## RECORDS:
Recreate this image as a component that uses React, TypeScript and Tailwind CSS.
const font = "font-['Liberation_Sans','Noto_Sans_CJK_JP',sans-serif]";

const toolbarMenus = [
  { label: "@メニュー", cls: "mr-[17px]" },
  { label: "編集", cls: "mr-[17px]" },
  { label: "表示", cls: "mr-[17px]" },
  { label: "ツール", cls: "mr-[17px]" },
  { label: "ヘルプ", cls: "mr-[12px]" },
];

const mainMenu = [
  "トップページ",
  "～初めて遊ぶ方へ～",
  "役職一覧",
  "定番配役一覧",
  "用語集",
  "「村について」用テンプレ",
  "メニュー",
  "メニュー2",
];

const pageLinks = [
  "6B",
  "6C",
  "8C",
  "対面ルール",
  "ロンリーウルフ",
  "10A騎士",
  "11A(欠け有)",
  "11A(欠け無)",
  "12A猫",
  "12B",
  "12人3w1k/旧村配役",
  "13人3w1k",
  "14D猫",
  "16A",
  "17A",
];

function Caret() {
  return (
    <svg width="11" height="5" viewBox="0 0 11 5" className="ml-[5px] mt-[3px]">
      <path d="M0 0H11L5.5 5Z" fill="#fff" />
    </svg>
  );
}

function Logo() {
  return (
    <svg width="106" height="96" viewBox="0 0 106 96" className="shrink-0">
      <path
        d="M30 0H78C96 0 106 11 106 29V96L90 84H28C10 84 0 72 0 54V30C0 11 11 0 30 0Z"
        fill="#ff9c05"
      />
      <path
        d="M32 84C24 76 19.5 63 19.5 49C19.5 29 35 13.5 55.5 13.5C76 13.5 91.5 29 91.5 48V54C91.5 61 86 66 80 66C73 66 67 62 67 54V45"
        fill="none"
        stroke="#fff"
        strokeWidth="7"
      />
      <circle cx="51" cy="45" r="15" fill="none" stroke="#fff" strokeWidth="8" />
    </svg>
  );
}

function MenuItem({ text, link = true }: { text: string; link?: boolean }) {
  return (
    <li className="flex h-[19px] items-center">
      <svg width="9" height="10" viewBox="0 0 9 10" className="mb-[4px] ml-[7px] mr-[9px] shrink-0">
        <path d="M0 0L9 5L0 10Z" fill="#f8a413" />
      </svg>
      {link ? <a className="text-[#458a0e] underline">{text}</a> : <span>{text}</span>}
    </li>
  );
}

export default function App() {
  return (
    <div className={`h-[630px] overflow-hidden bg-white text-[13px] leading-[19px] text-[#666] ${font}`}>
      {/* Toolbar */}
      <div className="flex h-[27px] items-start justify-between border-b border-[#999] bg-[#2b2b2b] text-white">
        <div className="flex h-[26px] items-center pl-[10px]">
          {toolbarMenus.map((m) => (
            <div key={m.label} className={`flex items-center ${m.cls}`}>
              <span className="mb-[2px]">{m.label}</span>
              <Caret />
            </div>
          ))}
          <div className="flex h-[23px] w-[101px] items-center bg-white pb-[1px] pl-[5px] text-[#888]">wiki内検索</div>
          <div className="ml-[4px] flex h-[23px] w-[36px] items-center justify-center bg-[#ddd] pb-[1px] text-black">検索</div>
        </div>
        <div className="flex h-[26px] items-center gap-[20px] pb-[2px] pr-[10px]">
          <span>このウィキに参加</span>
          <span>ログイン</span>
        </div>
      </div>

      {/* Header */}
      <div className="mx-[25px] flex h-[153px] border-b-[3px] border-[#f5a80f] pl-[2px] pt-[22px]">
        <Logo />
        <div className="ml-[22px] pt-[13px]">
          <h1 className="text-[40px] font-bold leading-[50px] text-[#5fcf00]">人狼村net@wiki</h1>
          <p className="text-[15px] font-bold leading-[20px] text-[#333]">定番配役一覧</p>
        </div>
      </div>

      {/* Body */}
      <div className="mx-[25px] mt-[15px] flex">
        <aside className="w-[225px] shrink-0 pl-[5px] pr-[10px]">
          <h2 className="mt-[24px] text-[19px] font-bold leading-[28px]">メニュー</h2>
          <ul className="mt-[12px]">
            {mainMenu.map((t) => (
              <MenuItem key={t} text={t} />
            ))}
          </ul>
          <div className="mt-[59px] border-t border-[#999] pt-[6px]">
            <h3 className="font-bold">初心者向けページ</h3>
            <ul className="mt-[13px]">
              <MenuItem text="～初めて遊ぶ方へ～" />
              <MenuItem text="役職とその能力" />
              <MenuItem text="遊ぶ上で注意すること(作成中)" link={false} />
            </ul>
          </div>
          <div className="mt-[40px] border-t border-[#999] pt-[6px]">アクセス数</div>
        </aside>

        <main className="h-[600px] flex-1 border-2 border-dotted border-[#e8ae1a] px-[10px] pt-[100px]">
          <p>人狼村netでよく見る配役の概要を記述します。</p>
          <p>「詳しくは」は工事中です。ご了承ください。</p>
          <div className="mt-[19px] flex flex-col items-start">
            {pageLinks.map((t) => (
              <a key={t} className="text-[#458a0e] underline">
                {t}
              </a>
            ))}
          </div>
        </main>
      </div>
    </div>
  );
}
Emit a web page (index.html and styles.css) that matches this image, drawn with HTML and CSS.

## PROBLEM DESCRIPTION:
Copy out the full material exactly as it appears.

## REPLY TO THE TASK:
Recreate this image as a component that uses React, TypeScript and Tailwind CSS.
const font = "font-['Liberation_Sans','Noto_Sans_CJK_JP',sans-serif]";

const toolbarMenus = [
  { label: "@メニュー", cls: "mr-[17px]" },
  { label: "編集", cls: "mr-[17px]" },
  { label: "表示", cls: "mr-[17px]" },
  { label: "ツール", cls: "mr-[17px]" },
  { label: "ヘルプ", cls: "mr-[12px]" },
];

const mainMenu = [
  "トップページ",
  "～初めて遊ぶ方へ～",
  "役職一覧",
  "定番配役一覧",
  "用語集",
  "「村について」用テンプレ",
  "メニュー",
  "メニュー2",
];

const pageLinks = [
  "6B",
  "6C",
  "8C",
  "対面ルール",
  "ロンリーウルフ",
  "10A騎士",
  "11A(欠け有)",
  "11A(欠け無)",
  "12A猫",
  "12B",
  "12人3w1k/旧村配役",
  "13人3w1k",
  "14D猫",
  "16A",
  "17A",
];

function Caret() {
  return (
    <svg width="11" height="5" viewBox="0 0 11 5" className="ml-[5px] mt-[3px]">
      <path d="M0 0H11L5.5 5Z" fill="#fff" />
    </svg>
  );
}

function Logo() {
  return (
    <svg width="106" height="96" viewBox="0 0 106 96" className="shrink-0">
      <path
        d="M30 0H78C96 0 106 11 106 29V96L90 84H28C10 84 0 72 0 54V30C0 11 11 0 30 0Z"
        fill="#ff9c05"
      />
      <path
        d="M32 84C24 76 19.5 63 19.5 49C19.5 29 35 13.5 55.5 13.5C76 13.5 91.5 29 91.5 48V54C91.5 61 86 66 80 66C73 66 67 62 67 54V45"
        fill="none"
        stroke="#fff"
        strokeWidth="7"
      />
      <circle cx="51" cy="45" r="15" fill="none" stroke="#fff" strokeWidth="8" />
    </svg>
  );
}

function MenuItem({ text, link = true }: { text: string; link?: boolean }) {
  return (
    <li className="flex h-[19px] items-center">
      <svg width="9" height="10" viewBox="0 0 9 10" className="mb-[4px] ml-[7px] mr-[9px] shrink-0">
        <path d="M0 0L9 5L0 10Z" fill="#f8a413" />
      </svg>
      {link ? <a className="text-[#458a0e] underline">{text}</a> : <span>{text}</span>}
    </li>
  );
}

export default function App() {
  return (
    <div className={`h-[630px] overflow-hidden bg-white text-[13px] leading-[19px] text-[#666] ${font}`}>
      {/* Toolbar */}
      <div className="flex h-[27px] items-start justify-between border-b border-[#999] bg-[#2b2b2b] text-white">
        <div className="flex h-[26px] items-center pl-[10px]">
          {toolbarMenus.map((m) => (
            <div key={m.label} className={`flex items-center ${m.cls}`}>
              <span className="mb-[2px]">{m.label}</span>
              <Caret />
            </div>
          ))}
          <div className="flex h-[23px] w-[101px] items-center bg-white pb-[1px] pl-[5px] text-[#888]">wiki内検索</div>
          <div className="ml-[4px] flex h-[23px] w-[36px] items-center justify-center bg-[#ddd] pb-[1px] text-black">検索</div>
        </div>
        <div className="flex h-[26px] items-center gap-[20px] pb-[2px] pr-[10px]">
          <span>このウィキに参加</span>
          <span>ログイン</span>
        </div>
      </div>

      {/* Header */}
      <div className="mx-[25px] flex h-[153px] border-b-[3px] border-[#f5a80f] pl-[2px] pt-[22px]">
        <Logo />
        <div className="ml-[22px] pt-[13px]">
          <h1 className="text-[40px] font-bold leading-[50px] text-[#5fcf00]">人狼村net@wiki</h1>
          <p className="text-[15px] font-bold leading-[20px] text-[#333]">定番配役一覧</p>
        </div>
      </div>

      {/* Body */}
      <div className="mx-[25px] mt-[15px] flex">
        <aside className="w-[225px] shrink-0 pl-[5px] pr-[10px]">
          <h2 className="mt-[24px] text-[19px] font-bold leading-[28px]">メニュー</h2>
          <ul className="mt-[12px]">
            {mainMenu.map((t) => (
              <MenuItem key={t} text={t} />
            ))}
          </ul>
          <div className="mt-[59px] border-t border-[#999] pt-[6px]">
            <h3 className="font-bold">初心者向けページ</h3>
            <ul className="mt-[13px]">
              <MenuItem text="～初めて遊ぶ方へ～" />
              <MenuItem text="役職とその能力" />
              <MenuItem text="遊ぶ上で注意すること(作成中)" link={false} />
            </ul>
          </div>
          <div className="mt-[40px] border-t border-[#999] pt-[6px]">アクセス数</div>
        </aside>

        <main className="h-[600px] flex-1 border-2 border-dotted border-[#e8ae1a] px-[10px] pt-[100px]">
          <p>人狼村netでよく見る配役の概要を記述します。</p>
          <p>「詳しくは」は工事中です。ご了承ください。</p>
          <div className="mt-[19px] flex flex-col items-start">
            {pageLinks.map((t) => (
              <a key={t} className="text-[#458a0e] underline">
                {t}
              </a>
            ))}
          </div>
        </main>
      </div>
    </div>
  );
}
Emit a web page (index.html and styles.css) that matches this image, drawn with HTML and CSS.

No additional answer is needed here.